Without including the pictures, copy out every line below.
◆ ◆ ◆ ◆ ◆ ◆ ◆
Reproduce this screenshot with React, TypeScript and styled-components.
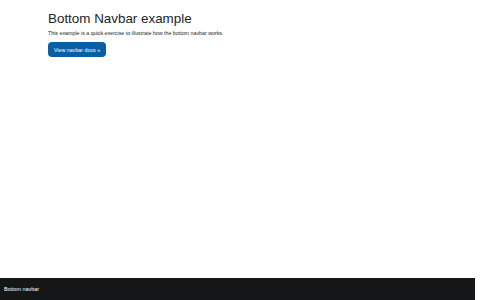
import React from "react";
import styled, { createGlobalStyle } from "styled-components";

const Global = createGlobalStyle`
  html, body { margin: 0; padding: 0; background: #fff; }
  body { font-family: "Liberation Sans", Arial, sans-serif; color: #212529; }
`;

const Page = styled.div`
  width: 475px;
  height: 300px;
  display: flex;
  flex-direction: column;
`;

const Main = styled.main`
  flex: 1;
  padding: 11px 0 0 48px;
  display: flex;
  flex-direction: column;
  align-items: flex-start;
`;

const Title = styled.h1`
  margin: 0 0 3px;
  font-size: 13.4px;
  font-weight: 400;
  line-height: 1.2;
  color: #212529;
`;

const Lead = styled.p`
  margin: 0 0 4px;
  font-size: 5.3px;
  line-height: 1.5;
  color: #212529;
`;

const Button = styled.a`
  display: flex;
  align-items: center;
  height: 15px;
  padding: 0 6px;
  border-radius: 4px;
  background: #0a5fa3;
  color: #fff;
  font-size: 5.3px;
  text-decoration: none;
`;

const Navbar = styled.nav`
  height: 22px;
  background: #151618;
  display: flex;
  align-items: center;
  padding: 0 4px;
  color: #fff;
  font-size: 5.4px;
`;

export default function App() {
  return (
    <>
      <Global />
      <Page>
        <Main>
          <Title>Bottom Navbar example</Title>
          <Lead>This example is a quick exercise to illustrate how the bottom navbar works.</Lead>
          <Button href="#">View navbar docs »</Button>
        </Main>
        <Navbar>Bottom navbar</Navbar>
      </Page>
    </>
  );
}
◆ ◆ ◆ ◆ ◆ ◆ ◆
# COMPLETE OUTPUT:
Reproduce this screenshot with React, TypeScript and styled-components.
import React from "react";
import styled, { createGlobalStyle } from "styled-components";

const Global = createGlobalStyle`
  html, body { margin: 0; padding: 0; background: #fff; }
  body { font-family: "Liberation Sans", Arial, sans-serif; color: #212529; }
`;

const Page = styled.div`
  width: 475px;
  height: 300px;
  display: flex;
  flex-direction: column;
`;

const Main = styled.main`
  flex: 1;
  padding: 11px 0 0 48px;
  display: flex;
  flex-direction: column;
  align-items: flex-start;
`;

const Title = styled.h1`
  margin: 0 0 3px;
  font-size: 13.4px;
  font-weight: 400;
  line-height: 1.2;
  color: #212529;
`;

const Lead = styled.p`
  margin: 0 0 4px;
  font-size: 5.3px;
  line-height: 1.5;
  color: #212529;
`;

const Button = styled.a`
  display: flex;
  align-items: center;
  height: 15px;
  padding: 0 6px;
  border-radius: 4px;
  background: #0a5fa3;
  color: #fff;
  font-size: 5.3px;
  text-decoration: none;
`;

const Navbar = styled.nav`
  height: 22px;
  background: #151618;
  display: flex;
  align-items: center;
  padding: 0 4px;
  color: #fff;
  font-size: 5.4px;
`;

export default function App() {
  return (
    <>
      <Global />
      <Page>
        <Main>
          <Title>Bottom Navbar example</Title>
          <Lead>This example is a quick exercise to illustrate how the bottom navbar works.</Lead>
          <Button href="#">View navbar docs »</Button>
        </Main>
        <Navbar>Bottom navbar</Navbar>
      </Page>
    </>
  );
}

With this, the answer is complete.